News for Your Practice
Breaking news from NAMS 2013 in Dallas, Texas
David F. Archer, MD, is Professor of Obstetrics and Gynecology, Eastern Virginia Medical School, Norfolk.
The author reports being a speaker and consultant for, and receiving research funding from Bayer HealthCare and Pfizer.
Yes, according to this multicenter, randomized trial of 170 women from Norway. Women treated with the levonorgestrel-releasing intrauterine system (LNG-IUS) had histologically normal endometrium after 6 months of use, comparable to the therapeutic response in women taking continuous medroxyprogesterone acetate.
Orbo A, Vereide AB, Petersen I, Straume B. Levonorgestrel-impregnated intrauterine device as treatment for endometrioal hyperplasia: A national multicenter randomised trial. BJOG. 2014;121(4):477–486.

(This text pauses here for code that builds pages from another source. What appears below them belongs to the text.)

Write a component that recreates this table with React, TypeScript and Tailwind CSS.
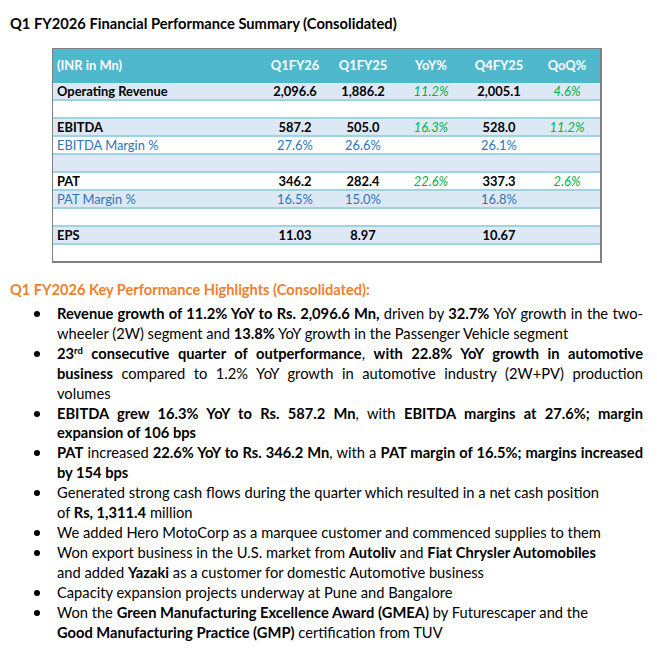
import React from 'react'

type Cell = { text: string; tone?: 'bold' | 'blue' | 'green' }
type Row = { label: string; labelTone?: 'bold' | 'blue'; cells: Cell[]; shade: boolean }

const rows: Row[] = [
  { label: 'Operating Revenue', labelTone: 'bold', shade: true, cells: [{ text: '2,096.6', tone: 'bold' }, { text: '1,886.2', tone: 'bold' }, { text: '11.2%', tone: 'green' }, { text: '2,005.1', tone: 'bold' }, { text: '4.6%', tone: 'green' }] },
  { label: '', shade: false, cells: [] },
  { label: 'EBITDA', labelTone: 'bold', shade: true, cells: [{ text: '587.2', tone: 'bold' }, { text: '505.0', tone: 'bold' }, { text: '16.3%', tone: 'green' }, { text: '528.0', tone: 'bold' }, { text: '11.2%', tone: 'green' }] },
  { label: 'EBITDA Margin %', labelTone: 'blue', shade: false, cells: [{ text: '27.6%', tone: 'blue' }, { text: '26.6%', tone: 'blue' }, { text: '' }, { text: '26.1%', tone: 'blue' }, { text: '' }] },
  { label: '', shade: true, cells: [] },
  { label: 'PAT', labelTone: 'bold', shade: false, cells: [{ text: '346.2', tone: 'bold' }, { text: '282.4', tone: 'bold' }, { text: '22.6%', tone: 'green' }, { text: '337.3', tone: 'bold' }, { text: '2.6%', tone: 'green' }] },
  { label: 'PAT Margin %', labelTone: 'blue', shade: true, cells: [{ text: '16.5%', tone: 'blue' }, { text: '15.0%', tone: 'blue' }, { text: '' }, { text: '16.8%', tone: 'blue' }, { text: '' }] },
  { label: '', shade: false, cells: [] },
  { label: 'EPS', labelTone: 'bold', shade: true, cells: [{ text: '11.03', tone: 'bold' }, { text: '8.97', tone: 'bold' }, { text: '' }, { text: '10.67', tone: 'bold' }, { text: '' }] },
]

const toneClass = (tone?: string) =>
  tone === 'bold' ? 'font-bold text-black' : tone === 'blue' ? 'text-[#2e75b6]' : tone === 'green' ? 'italic text-[#00b050]' : 'text-black'

const Bullet = ({ children }: { children: React.ReactNode }) => (
  <li className="flex">
    <span className="flex w-[57px] shrink-0 pl-[34px]">
      <span className="mt-[7px] h-[6px] w-[6px] rounded-full bg-black" />
    </span>
    <div className="w-[586px]">{children}</div>
  </li>
)

// one visual line of the source document; justified lines stretch to the right edge
const Line = ({ children, justify }: { children: React.ReactNode; justify?: boolean }) => (
  <div className={justify ? 'text-justify [text-align-last:justify]' : 'whitespace-nowrap'}>{children}</div>
)

export default function App() {
  return (
    <div className="h-[672px] w-[657px] overflow-hidden bg-white font-['Lato',sans-serif] text-black">
      <h1 className="pl-[10px] pt-[13px] text-[14.7px] font-bold leading-[20px]">
        Q1 FY2026 Financial Performance Summary (Consolidated)
      </h1>

      <div className="ml-[52px] mt-[15px] w-[550px] border-b-2 border-l border-r-2 border-t border-[#808080] text-[12.9px]">
        <div className="grid h-[34px] grid-cols-[208px_repeat(5,68px)] items-center bg-[#4fb8cd] font-bold text-white">
          <span className="pl-1">(INR in Mn)</span>
          <span className="text-center">Q1FY26</span>
          <span className="text-center">Q1FY25</span>
          <span className="text-center">YoY%</span>
          <span className="text-center">Q4FY25</span>
          <span className="text-center">QoQ%</span>
        </div>
        {rows.map((r, i) => (
          <div
            key={i}
            className={`grid h-[18px] grid-cols-[208px_repeat(5,68px)] items-center border-b-2 border-[#9fd3e0] leading-[16px] ${r.shade ? 'bg-[#dce9f5]' : 'bg-white'}`}
          >
            <span className={`pl-1 ${toneClass(r.labelTone)}`}>{r.label}</span>
            {r.cells.map((c, j) => (
              <span key={j} className={`text-center ${toneClass(c.tone)}`}>
                {c.text}
              </span>
            ))}
          </div>
        ))}
        <div className="h-[16px] bg-white" />
      </div>

      <h2 className="mt-[17px] pl-[10px] text-[14.6px] font-bold leading-[20px] text-[#f07f2d]">
        Q1 FY2026 Key Performance Highlights (Consolidated):
      </h2>

      <ul className="mt-[4px] text-[14.7px] leading-[19.9px]">
        <Bullet>
          <Line justify>
            <b>Revenue growth of 11.2% YoY to Rs. 2,096.6 Mn,</b> driven by <b>32.7%</b> YoY growth in the two-
          </Line>
          <Line>
            wheeler (2W) segment and <b>13.8%</b> YoY growth in the Passenger Vehicle segment
          </Line>
        </Bullet>
        <Bullet>
          <Line justify>
            <b>
              23<sup className="text-[9.5px]">rd</sup> consecutive quarter of outperformance
            </b>
            , <b>with 22.8% YoY growth in automotive</b>
          </Line>
          <Line justify>
            <b>business</b> compared to 1.2% YoY growth in automotive industry (2W+PV) production
          </Line>
          <Line>volumes</Line>
        </Bullet>
        <Bullet>
          <Line justify>
            <b>EBITDA grew 16.3% YoY to Rs. 587.2 Mn</b>, with <b>EBITDA margins at 27.6%; margin</b>
          </Line>
          <Line>
            <b>expansion of 106 bps</b>
          </Line>
        </Bullet>
        <Bullet>
          <Line justify>
            <b>PAT</b> increased <b>22.6% YoY to Rs. 346.2 Mn</b>, with a <b>PAT margin of 16.5%; margins increased</b>
          </Line>
          <Line>
            <b>by 154 bps</b>
          </Line>
        </Bullet>
        <Bullet>
          <Line>Generated strong cash flows during the quarter which resulted in a net cash position</Line>
          <Line>
            of <b>Rs, 1,311.4</b> million
          </Line>
        </Bullet>
        <Bullet>
          <Line>We added Hero MotoCorp as a marquee customer and commenced supplies to them</Line>
        </Bullet>
        <Bullet>
          <Line>
            Won export business in the U.S. market from <b>Autoliv</b> and <b>Fiat Chrysler Automobiles</b>
          </Line>
          <Line>
            and added <b>Yazaki</b> as a customer for domestic Automotive business
          </Line>
        </Bullet>
        <Bullet>
          <Line>Capacity expansion projects underway at Pune and Bangalore</Line>
        </Bullet>
        <Bullet>
          <Line>
            Won the <b>Green Manufacturing Excellence Award (GMEA)</b> by Futurescaper and the
          </Line>
          <Line>
            <b>Good Manufacturing Practice (GMP)</b> certification from TUV
          </Line>
        </Bullet>
      </ul>
    </div>
  )
}
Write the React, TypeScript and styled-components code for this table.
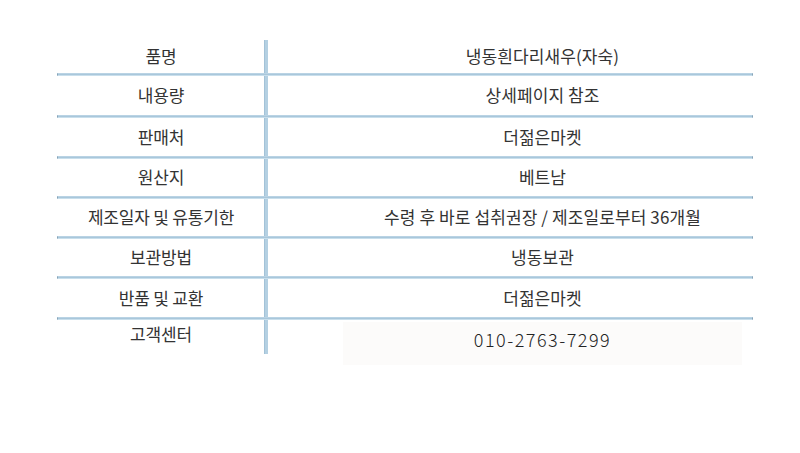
import React from 'react';
import styled, { createGlobalStyle } from 'styled-components';

interface Row {
  label: string;
  value: string;
  h: number;
}

const rows: Row[] = [
  { label: '품명', value: '냉동흰다리새우(자숙)', h: 33 },
  { label: '내용량', value: '상세페이지 참조', h: 39 },
  { label: '판매처', value: '더젊은마켓', h: 38 },
  { label: '원산지', value: '베트남', h: 37 },
  { label: '제조일자 및 유통기한', value: '수령 후 바로 섭취권장 / 제조일로부터 36개월', h: 37 },
  { label: '보관방법', value: '냉동보관', h: 37 },
  { label: '반품 및 교환', value: '더젊은마켓', h: 38 },
];

const App: React.FC = () => {
  return (
    <>
      <GlobalStyle />
      <Page>
        <Table>
          {rows.map((row) => (
            <React.Fragment key={row.label}>
              <TableRow $h={row.h}>
                <LabelCell>{row.label}</LabelCell>
                <ValueCell>
                  <ValueBox>{row.value}</ValueBox>
                </ValueCell>
              </TableRow>
              <Divider />
            </React.Fragment>
          ))}
          <LastRow>
            <LabelCell $last>고객센터</LabelCell>
            <ValueCell>
              <PhoneBox>010-2763-7299</PhoneBox>
            </ValueCell>
          </LastRow>
        </Table>
      </Page>
    </>
  );
};

const GlobalStyle = createGlobalStyle`
  html, body {
    margin: 0;
    padding: 0;
    background: #ffffff;
  }
  body {
    font-family: "Noto Sans CJK KR", "Noto Sans", sans-serif;
    color: #333333;
  }
`;

const Page = styled.div`
  width: 800px;
  height: 453px;
  padding: 40px 0 0 57px;
  box-sizing: border-box;
`;

const Table = styled.div`
  width: 696px;
  display: flex;
  flex-direction: column;
`;

const TableRow = styled.div<{ $h: number }>`
  display: flex;
  height: ${({ $h }) => $h}px;
`;

const LastRow = styled.div`
  display: flex;
  align-items: flex-start;
`;

const LabelCell = styled.div<{ $last?: boolean }>`
  width: 208px;
  flex-shrink: 0;
  display: flex;
  justify-content: center;
  align-items: ${({ $last }) => ($last ? 'flex-start' : 'center')};
  align-self: ${({ $last }) => ($last ? 'flex-start' : 'stretch')};
  height: ${({ $last }) => ($last ? '33px' : 'auto')};
  padding-top: ${({ $last }) => ($last ? '1px' : '0')};
  padding-bottom: ${({ $last }) => ($last ? '0' : '2px')};
  border-right: 3px solid #b4d0e2;
  box-shadow: inset -1px 0 0 #a3c2d7;
  font-size: 17px;
  color: #333333;
  letter-spacing: -0.2px;
`;

const ValueCell = styled.div`
  flex: 1;
  display: flex;
  align-items: center;
  padding: 0 11px 2px 75px;
`;

const ValueBox = styled.div`
  flex: 1;
  text-align: center;
  font-size: 17px;
  color: #333333;
  letter-spacing: 0.1px;
`;

const PhoneBox = styled.div`
  flex: 1;
  height: 43px;
  margin-top: 2px;
  background: #fcfbfa;
  display: flex;
  align-items: flex-start;
  justify-content: center;
  padding-top: 4px;
  box-sizing: border-box;
  font-size: 18px;
  font-weight: 300;
  letter-spacing: 1.5px;
  color: #222222;
`;

const Divider = styled.div`
  height: 3px;
  box-sizing: border-box;
  background: #a9c7db;
  border-top: 1px solid #b9d3e4;
  border-bottom: 1px solid #c9dfec;
  border-left: 1px solid #8aa4b6;
  border-right: 1px solid #8aa4b6;
`;

export default App;
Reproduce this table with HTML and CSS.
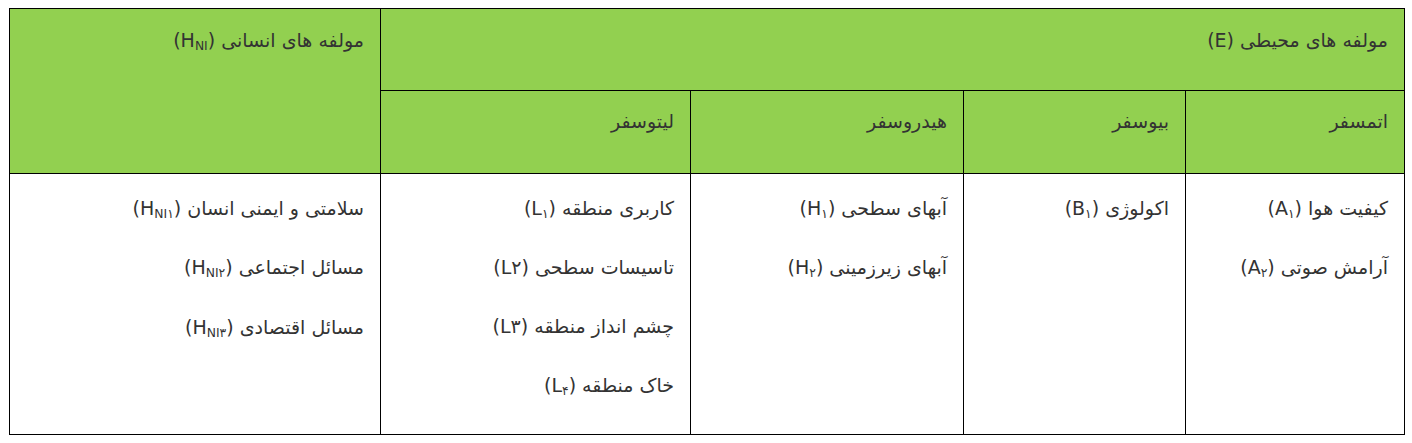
FILE: index.html
```html
<!DOCTYPE html>
<html lang="fa" dir="rtl">
<head>
<meta charset="utf-8">
<link rel="stylesheet" href="styles.css">
</head>
<body>
<table class="grid">
  <colgroup>
    <col class="c-atm"><col class="c-bio"><col class="c-hyd"><col class="c-lit"><col class="c-hum">
  </colgroup>
  <thead>
    <tr class="r1">
      <th colspan="4">مولفه های محیطی (E)</th>
      <th rowspan="2">مولفه های انسانی (H<sub>NI</sub>)</th>
    </tr>
    <tr class="r2">
      <th>اتمسفر</th>
      <th>بیوسفر</th>
      <th>هیدروسفر</th>
      <th>لیتوسفر</th>
    </tr>
  </thead>
  <tbody>
    <tr class="r3">
      <td><div class="list"><span>کیفیت هوا (A<sub>۱</sub>)</span><span>آرامش صوتی (A<sub>۲</sub>)</span></div></td>
      <td><div class="list"><span>اکولوژی (B<sub>۱</sub>)</span></div></td>
      <td><div class="list"><span>آبهای سطحی (H<sub>۱</sub>)</span><span>آبهای زیرزمینی (H<sub>۲</sub>)</span></div></td>
      <td><div class="list"><span>کاربری منطقه (L<sub>۱</sub>)</span><span>تاسیسات سطحی (L۲)</span><span>چشم انداز منطقه (L۳)</span><span>خاک منطقه (L<sub>۴</sub>)</span></div></td>
      <td><div class="list"><span>سلامتی و ایمنی انسان (H<sub>NI۱</sub>)</span><span>مسائل اجتماعی (H<sub>NI۲</sub>)</span><span>مسائل اقتصادی (H<sub>NI۳</sub>)</span></div></td>
    </tr>
  </tbody>
</table>
</body>
</html>
```
FILE: styles.css
```css
html, body {
  margin: 0;
  padding: 0;
  background: #fff;
}
body {
  font-family: "DejaVu Sans", "Noto Sans", sans-serif;
  color: #333;
  font-size: 19px;
}
.grid {
  border-collapse: collapse;
  table-layout: fixed;
  width: 1395px;
  margin: 8px 7px 0 10px;
}
.c-atm { width: 219px; }
.c-bio { width: 222px; }
.c-hyd { width: 273px; }
.c-lit { width: 310px; }
.c-hum { width: 371px; }
th, td {
  border: 1px solid #000;
  text-align: right;
  vertical-align: top;
  padding: 0 16px 0 8px;
  font-weight: normal;
  line-height: 23px;
}
th {
  background: #92d050;
}
.r1 th { height: 82px; box-sizing: border-box; padding-top: 20px; }
.r2 th { height: 83px; box-sizing: border-box; padding-top: 19px; }
.r3 td { height: 261px; box-sizing: border-box; padding-top: 23px; }
.list {
  display: flex;
  flex-direction: column;
  align-items: flex-start;
  gap: 36px;
}
sub {
  font-size: 0.65em;
  line-height: 1;
  vertical-align: -0.25em;
}
```
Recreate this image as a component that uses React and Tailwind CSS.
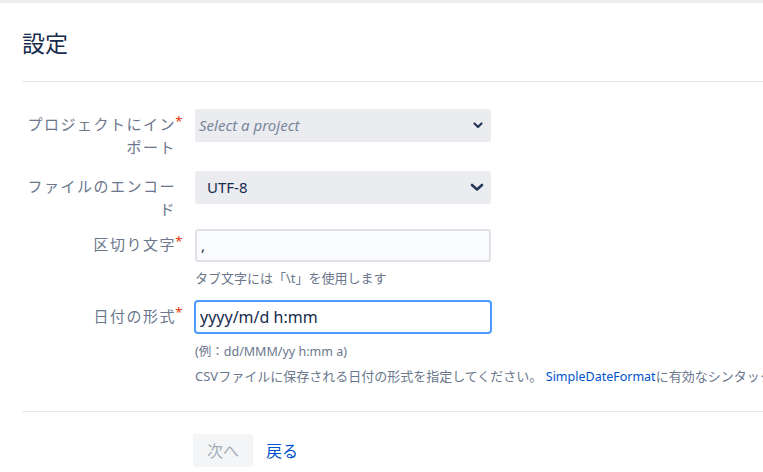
const FONT = "font-['Noto_Sans','Noto_Sans_CJK_JP',sans-serif]";

function Label({ text, required = true, pt = "pt-[4px]" }) {
  return (
    <div
      className={`relative w-[163px] shrink-0 pr-[9px] ${pt} text-right text-[15px] leading-[23px] tracking-[1.5px] text-[#6b778c]`}
    >
      {text}
      {required && (
        <span className="absolute right-[1px] top-[6px] text-[13px] leading-none text-[#de350b]">*</span>
      )}
    </div>
  );
}

function Chevron({ small }) {
  return small ? (
    <svg width="10" height="7" viewBox="0 0 10 7" className="shrink-0">
      <path d="M1.5 1.5 L5 5 L8.5 1.5" fill="none" stroke="#253858" strokeWidth="2.2" strokeLinecap="round" strokeLinejoin="round" />
    </svg>
  ) : (
    <svg width="14" height="9" viewBox="0 0 14 9" className="shrink-0">
      <path d="M2 2 L7 6.5 L12 2" fill="none" stroke="#253858" strokeWidth="2.6" strokeLinecap="round" strokeLinejoin="round" />
    </svg>
  );
}

export default function App() {
  return (
    <div className={`min-h-screen w-full overflow-hidden bg-white ${FONT}`}>
      <div className="h-[3px] bg-[#ebecf0]" />
      <div className="pl-[22px]">
        <h1 className="pt-[25px] text-[23px] leading-[30px] text-[#172b4d]">設定</h1>
        <div className="mt-[23px] border-t border-[#e4e6ea]" />

        {/* project */}
        <div className="mt-[27px] flex items-start">
          <Label text="プロジェクトにインポート" />
          <div className="ml-[10px] flex h-[33px] w-[296px] items-center justify-between rounded-[3px] bg-[#ebecf0] pl-[4px] pr-[8px]">
            <span className="text-[15px] italic text-[#7a869a]">Select a project</span>
            <Chevron small />
          </div>
        </div>

        {/* encoding */}
        <div className="mt-[12px] flex items-start">
          <Label text="ファイルのエンコード" required={false} />
          <div className="ml-[10px] flex h-[33px] w-[296px] items-center justify-between rounded-[3px] bg-[#ebecf0] pl-[12px] pr-[7px]">
            <span className="text-[15px] text-[#172b4d]">UTF-8</span>
            <Chevron />
          </div>
        </div>

        {/* delimiter */}
        <div className="mt-[8px] flex items-start">
          <Label text="区切り文字" pt="pt-[4px]" />
          <div className="ml-[10px] w-[296px]">
            <div className="flex h-[33px] items-center rounded-[3px] border-2 border-[#dfe1e6] bg-[#fafbfc] pl-[4px] text-[15px] text-[#172b4d]">
              ,
            </div>
            <div className="mt-[6px] whitespace-nowrap text-[13px] leading-[20px] text-[#6b778c]">
              タブ文字には「\t」を使用します
            </div>
          </div>
        </div>

        {/* date format */}
        <div className="mt-[12px] flex items-start">
          <Label text="日付の形式" pt="pt-[5px]" />
          <div className="ml-[9px] w-[298px]">
            <div className="flex h-[34px] items-center rounded-[4px] border-2 border-[#4c9aff] bg-white pl-[4px] text-[16px] text-[#172b4d]">
              yyyy/m/d h:mm
            </div>
            <div className="ml-[1px] mt-[8px] whitespace-nowrap text-[12.5px] leading-[20px] text-[#6b778c]">
              (例：dd/MMM/yy h:mm a)
            </div>
            <div className="ml-[1px] mt-[4px] whitespace-nowrap text-[13px] leading-[20px] text-[#6b778c]">
              CSVファイルに保存される日付の形式を指定してください。{" "}
              <span className="text-[12.5px] text-[#0052cc]">SimpleDateFormat</span>
              に有効なシンタックスを使用してください。
            </div>
          </div>
        </div>

        <div className="mt-[24px] border-t border-[#e4e6ea]" />

        <div className="mt-[22px] flex items-center">
          <div className="w-[163px] shrink-0" />
          <button className="ml-[8px] h-[33px] rounded-[3px] bg-[#f4f5f7] px-[14px] text-[16px] text-[#a5adba]">
            次へ
          </button>
          <a className="ml-[13px] text-[16px] text-[#0052cc]">戻る</a>
        </div>
      </div>
    </div>
  );
}
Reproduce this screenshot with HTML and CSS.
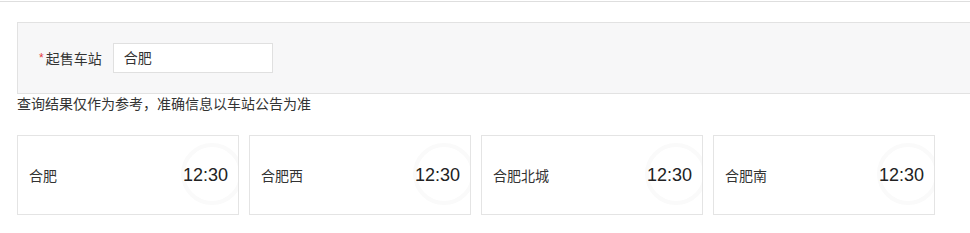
FILE: index.html
```html
<!DOCTYPE html>
<html lang="zh-CN">
<head>
	<meta charset="UTF-8">
	<title>起售车站</title>

	<link rel="stylesheet" href="styles.css">
</head>
<body>

<div class="top-line"></div>

<div class="page">
	<div class="search-box">
		<label class="field-label"><span class="req">*</span>起售车站</label>
		<div class="field-input">合肥</div>
	</div>

	<div class="notice">查询结果仅作为参考，准确信息以车站公告为准</div>

	<div class="station-list">
		<div class="station-card">
			<span class="name">合肥</span>
			<span class="time">12:30</span>
			<span class="clock"></span>
		</div>
		<div class="station-card">
			<span class="name">合肥西</span>
			<span class="time">12:30</span>
			<span class="clock"></span>
		</div>
		<div class="station-card">
			<span class="name">合肥北城</span>
			<span class="time">12:30</span>
			<span class="clock"></span>
		</div>
		<div class="station-card">
			<span class="name">合肥南</span>
			<span class="time">12:30</span>
			<span class="clock"></span>
		</div>
	</div>
</div>

</body>
</html>
```

FILE: styles.css
```css
html, body {
	margin: 0;
	background: #fff;
	color: #333;
	font-size: 14px;
	font-family: "Liberation Sans", "Noto Sans CJK SC", sans-serif;
}

.top-line {
	margin-top: 1px;
	height: 1px;
	background: #dedede;
}

.page {
	padding: 20px 0 0 17px;
}

.search-box {
	display: flex;
	align-items: center;
	gap: 11px;
	padding: 20px 0 20px 21px;
	background: #f7f7f8;
	border: 1px solid #e2e2e2;
	border-right: none;
}

.field-label {
	line-height: 20px;
}

.req {
	color: #e4393c;
	font-size: 12px;
	margin-right: 2px;
	vertical-align: 2px;
}

.field-input {
	box-sizing: border-box;
	width: 160px;
	height: 30px;
	line-height: 28px;
	padding-left: 10px;
	background: #fff;
	border: 1px solid #e0e0e0;
}

.notice {
	line-height: 20px;
}

.station-list {
	display: flex;
	gap: 10px;
	margin-top: 21px;
}

.station-card {
	position: relative;
	box-sizing: border-box;
	width: 222px;
	height: 80px;
	display: flex;
	align-items: center;
	justify-content: space-between;
	padding: 0 10px 0 11px;
	border: 1px solid #e4e4e4;
	overflow: hidden;
}

.name {
	position: relative;
	z-index: 1;
}

.time {
	position: relative;
	z-index: 1;
	font-size: 18px;
	color: #222;
}

.clock {
	position: absolute;
	left: 163px;
	top: 7px;
	width: 54px;
	height: 54px;
	border: 4px solid #fafafa;
	border-radius: 50%;
}
```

Endometrial cancer is the most common gynecologic cancer in the developed world, and its incidence is rising—increasing 50% in the past 10 years in Norway alone. Because endometrial hyperplasia is a precursor to cancer, it is vital that we ensure effective treatment for this prevalent problem. Hysterectomy is one option—used most commonly for complex atypical hyperplasia—but oral progestins have become the norm in women who desire to preserve their uterus when surgery is not the best option.
In this randomized trial from Norway, Orbo and colleagues randomly assigned 170 women aged 30 to 70 years to one of three treatment groups:
All women in the trial had low- or medium-risk endometrial hyperplasia.
After 6 months, women in the LNG-IUS arm had a 100% response rate, compared with 96% for the continuous MPA group and 69% for cyclic MPA.
Related article: When should a menopausal woman discontinue hormone therapy? Andrew M. Kaunitz, MD (Cases in Menopause; March 2014)
Histologic interpretation of hyperplasia is highly subjective
There are several problems inherent in a study like this. Although Orbo and colleagues address these problems tangentially, the problems affect the interpretation of results.
For example, the histologic interpretation of endometrial hyperplasia is known to be associated with low interobserver agreement.1 Clinical trials that use endometrial safety as an outcome require two primary pathologists to review the histology, with a third pathologist standing by in case of disagreement.
In the current study, two pathologists in the same department independently reviewed the histology. Orbo and colleagues used World Health Organization criteria for hyperplasia. However, as an adjunct, they also used a D-evaluation morphometric assessment.2 When I put in a casual call to local gynecologic pathologists, they told me that neither the D-classification nor the immunochemical-detected PTEN protein is used in routine clinical practice to determine the risk of progression.3
Intermittent use of oral MPA is known to be ineffective
The cyclic use of MPA for only 10 days overlooks epidemiology from estrogen-progestin replacement regimens in postmenopausal women. Use of a progestin for fewer than 12 days during estrogen replacement increases the risk of endometrial cancer.4 Exogenous progestin must be given for more than 12 days to inhibit hyperplasia and neoplasia. The dose itself is not critical; the duration of administration is.
In the current study, both the LNG-IUS and continuous MPA met this criterion. Local delivery of the progestin with the LNG-IUS allows for a reduction of the delivered dose and mitigates side effects even as it uses a more potent progestin than MPA.5–8
Assessment of outcomes was questionable
Although Orbo and colleagues suggest that there is no evidence of progression with the LNG-IUS and continuous MPA, they relied on a Pipelle biopsy of the endometrium performed after 6 months of treatment. The clinical settings that led to the hyperplasia in the first place are poorly characterized as either pre- or postmenopausal, and the cause of the hyperplasia is not identified. This approach overlooks such realities as the increased incidence of simple hyperplasia in many perimenopausal women, which appears to regress with further reduction in ovarian estrogen.9
The final outcomes for women in the cyclic MPA arm are not provided. Hyperplasia without atypia progresses to carcinoma in 1.6% of cases, but when atypia is present, the progression rate is 23%.1
What this evidence means for practice
In low-risk women with simple hyperplasia, the use of targeted low-dose progestins—oral or intrauterine—is appealing. While Orbo and colleagues present an interesting study, they do not definitively establish the optimal intervention.
As we enter a cost-conscious phase of medicine in the United States, we may discover that oral generic MPA (given continuously) may be the most cost-effective treatment despite the option of delivering a low-dose progestin via intrauterine device.